人工授精での副作用について

排卵誘発剤の注射HMGで 卵巣が腫れ腹水の副作用が。

継続?

それとも体外受精

内田 昭弘 先生 島根大学医学部卒業。同大学の体外受精チームの一員として、1987 年、島根県の体外受精による初の赤ちゃん誕生に携わる。1997年に 内田クリニック開業。生殖医療中心の婦人科、奥様が副院長を務める 内科、大阪より月1回来院の荒木先生による心理カウンセリングをもって 現在のクリニックの完成形としている。現在は、患者さんの個別管理の レベルアップに対応したハードとソフト面の充実に取り組んでいる。プライ ベートでは、気候のいいこの時季には趣味のゴルフに熱が入り、運動不 足になる冬を前に体力アップを心がけているそうです。
まなさん(34歳)からの相談 Q.毎月28日周期で生理があり、少量の4日を含め計10日間くらいです。1回目 の卵管造影検査は左が詰まっていることがわかり、2回目の検査で両方の卵管に圧 をかけて通りました。人工授精専門病院でHMGを10回打って卵子を8個育て、 HCGで排卵させ人工授精をしました。その結果、腹水が溜まり卵巣は5㎝に腫れ、 妊娠には至りませんでした。治療年数は1年で人工授精は初めてですが、もう一度 挑戦するのが怖くてできずにいます。私は副作用が出やすい体質なのでしょうか?  転院も考えているのですが、ほかの病院でも人工授精による副作用が出るとなると 怖いです。しかも、卵子を8個排卵させても妊娠に至らなかったということは、もう 何をしても妊娠しないのでは? と絶望的になります。

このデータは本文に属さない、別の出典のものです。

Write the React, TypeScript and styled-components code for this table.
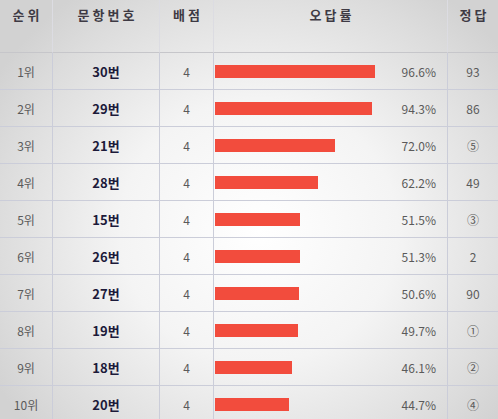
import { Fragment } from 'react';
import styled, { createGlobalStyle } from 'styled-components';

const GlobalStyle = createGlobalStyle`
  html, body {
    margin: 0;
    padding: 0;
    background: #e4e4e4;
  }
  body {
    font-family: "Noto Sans CJK KR", "Noto Sans", sans-serif;
  }
`;

const StyledBoard = styled.div`
  width: 498px;
  height: 419px;
  overflow: hidden;
  background: radial-gradient(ellipse 62% 70% at 52% 55%, #ffffff 0%, #f4f4f4 45%, #dcdcdc 85%, #d2d2d2 100%);
`;

const StyledGrid = styled.div`
  display: grid;
  grid-template-columns: 53px 107px 54px 234px 50px;
`;

const StyledHeadCell = styled.div<{ $last?: boolean }>`
  height: 53px;
  box-sizing: border-box;
  border-bottom: 1px solid #c6c6ca;
  border-right: ${(p) => (p.$last ? 'none' : '1px solid #dcdce2')};
  display: flex;
  justify-content: center;
  padding-top: 5px;
  padding-left: 3px;
  font-size: 13px;
  font-weight: 700;
  letter-spacing: 3px;
  color: #3e3a44;
`;

const StyledCell = styled.div<{ $last?: boolean }>`
  height: 37px;
  box-sizing: border-box;
  border-bottom: 1px solid #cbcdd9;
  border-right: ${(p) => (p.$last ? 'none' : '1px solid #cbcdd9')};
  display: flex;
  align-items: center;
  justify-content: center;
  font-size: 12px;
  color: #5a5a5a;
`;

const StyledQuestion = styled(StyledCell)`
  font-size: 13px;
  font-weight: 700;
  color: #1c1a3a;
`;

const StyledRateCell = styled(StyledCell)`
  justify-content: space-between;
  padding-left: 1px;
  padding-right: 11px;
`;

const StyledBar = styled.div`
  height: 13px;
  background: #f24c3d;
  margin-top: 1px;
`;

const StyledRate = styled.span`
  font-size: 12px;
  color: #5a5a5a;
`;

const rows = [
  { rank: '1위', no: '30번', point: 4, rate: 96.6, answer: '93' },
  { rank: '2위', no: '29번', point: 4, rate: 94.3, answer: '86' },
  { rank: '3위', no: '21번', point: 4, rate: 72.0, answer: '⑤' },
  { rank: '4위', no: '28번', point: 4, rate: 62.2, answer: '49' },
  { rank: '5위', no: '15번', point: 4, rate: 51.5, answer: '③' },
  { rank: '6위', no: '26번', point: 4, rate: 51.3, answer: '2' },
  { rank: '7위', no: '27번', point: 4, rate: 50.6, answer: '90' },
  { rank: '8위', no: '19번', point: 4, rate: 49.7, answer: '①' },
  { rank: '9위', no: '18번', point: 4, rate: 46.1, answer: '②' },
  { rank: '10위', no: '20번', point: 4, rate: 44.7, answer: '④' },
];

function App() {
  return (
    <>
      <GlobalStyle />
      <StyledBoard>
        <StyledGrid>
          <StyledHeadCell>순위</StyledHeadCell>
          <StyledHeadCell>문항번호</StyledHeadCell>
          <StyledHeadCell>배점</StyledHeadCell>
          <StyledHeadCell>오답률</StyledHeadCell>
          <StyledHeadCell $last>정답</StyledHeadCell>
          {rows.map((r) => (
            <Fragment key={r.rank}>
              <StyledCell>{r.rank}</StyledCell>
              <StyledQuestion>{r.no}</StyledQuestion>
              <StyledCell>{r.point}</StyledCell>
              <StyledRateCell>
                <StyledBar style={{ width: `${Math.round(r.rate * 1.66)}px` }} />
                <StyledRate>{r.rate.toFixed(1)}%</StyledRate>
              </StyledRateCell>
              <StyledCell $last>{r.answer}</StyledCell>
            </Fragment>
          ))}
        </StyledGrid>
      </StyledBoard>
    </>
  );
}

export default App;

いっそのこと体外受精に進む べきか、転院して人工授精をするべきか悩んでいます。

排卵障害の疑い

まなさんの副作用の症状をどう考えますか?
内田先生 これは人工授精の副作用ではなく、排卵誘発剤の副作用です。
この排卵誘発剤を使った周期で卵巣が腫れたという事実から、おそらく、基本的に排卵障害があるのではないでしょうか。
PCO(多嚢胞性卵巣)のパターンと考えられますね。
体質というよりは、卵巣がそういう状態にあるということです。
卵巣に排卵障害がベースにあって、さらにPCOという推測があるので、今後の治療としては、排卵誘発剤の使い方をしっかり吟味することがポイントだと思います。

副作用を減らす方法を考える

2回目の人工授精に進むべきでしょうか?
内田先生 まだ 1 回しか人工授精をしていないので、もう少し継続してもいいと思います。
その時に、1回目の人工授精が副作用の出た周期とするなら、2回目は前回の所見をもとに排卵誘発剤の種類と内容と量をしっかり検討してもらいながら人工授精をする。
それで副作用の出方が違ってくるはずです。
また自分からも、前回、卵巣が腫れて大変だったので、その副作用を少なくする方法がないだろうかということを先生に聞くことですね。

注射で誘発

内田先生だったら、どのような治療をお考えですか?
内田先生 もう1回、人工授精をしようと言います。
人工授精の場合には内服薬より注射薬のほうが妊娠率が高いので、排卵誘発剤としては注射薬を使うかもしれません。
それを使うにしても、薬の種類をチョイスして量を少なくし、卵子が 8 個も育たないようにして1周期やってみる。
それが最初のプランだと思います。

自分の意志で治療を進める

体外受精の治療ができる施設への転院について、どう考えますか?
内田先生 今の施設が体外受精を行っていないのであれば、それも考えていいと思います。
卵管に問題があれば、体外受精に進む可能性も出てきますから。
今回の所見とデータをもとに、次はどうするかを転院先の先生に質問してみてはいかがでしょう。
余裕があれば、2 カ所の施設に相談してみるといいですね。
前回はこうだったけど、こうならない人工 授精はありますか?
という聞き方をしてみ る。
または、体外受精までできる施設に行き、自分はどういう治療をしていくのが一番だろうかという聞き方をする。
そうして人工授精か体外受精か、検討をするということだと思います。
施設の情報を得る、治療方法を学ぶことも大切でしょうか?
内田先生 子どもが欲しいと思った時に、医療機関に行って教えてもらい、いわれるままに治療をしてもらおうと思っていてはいけないということです。
自分たちで学ぶようにしないと、次のステップに進もうという時になかなか動けない。
ご夫婦で勉強して前に前にと進んで行けることは、治療において大きな力になります。
副作用が怖いという気持ちもわかりますが、まず自ら学び、相談するということではないでしょうか。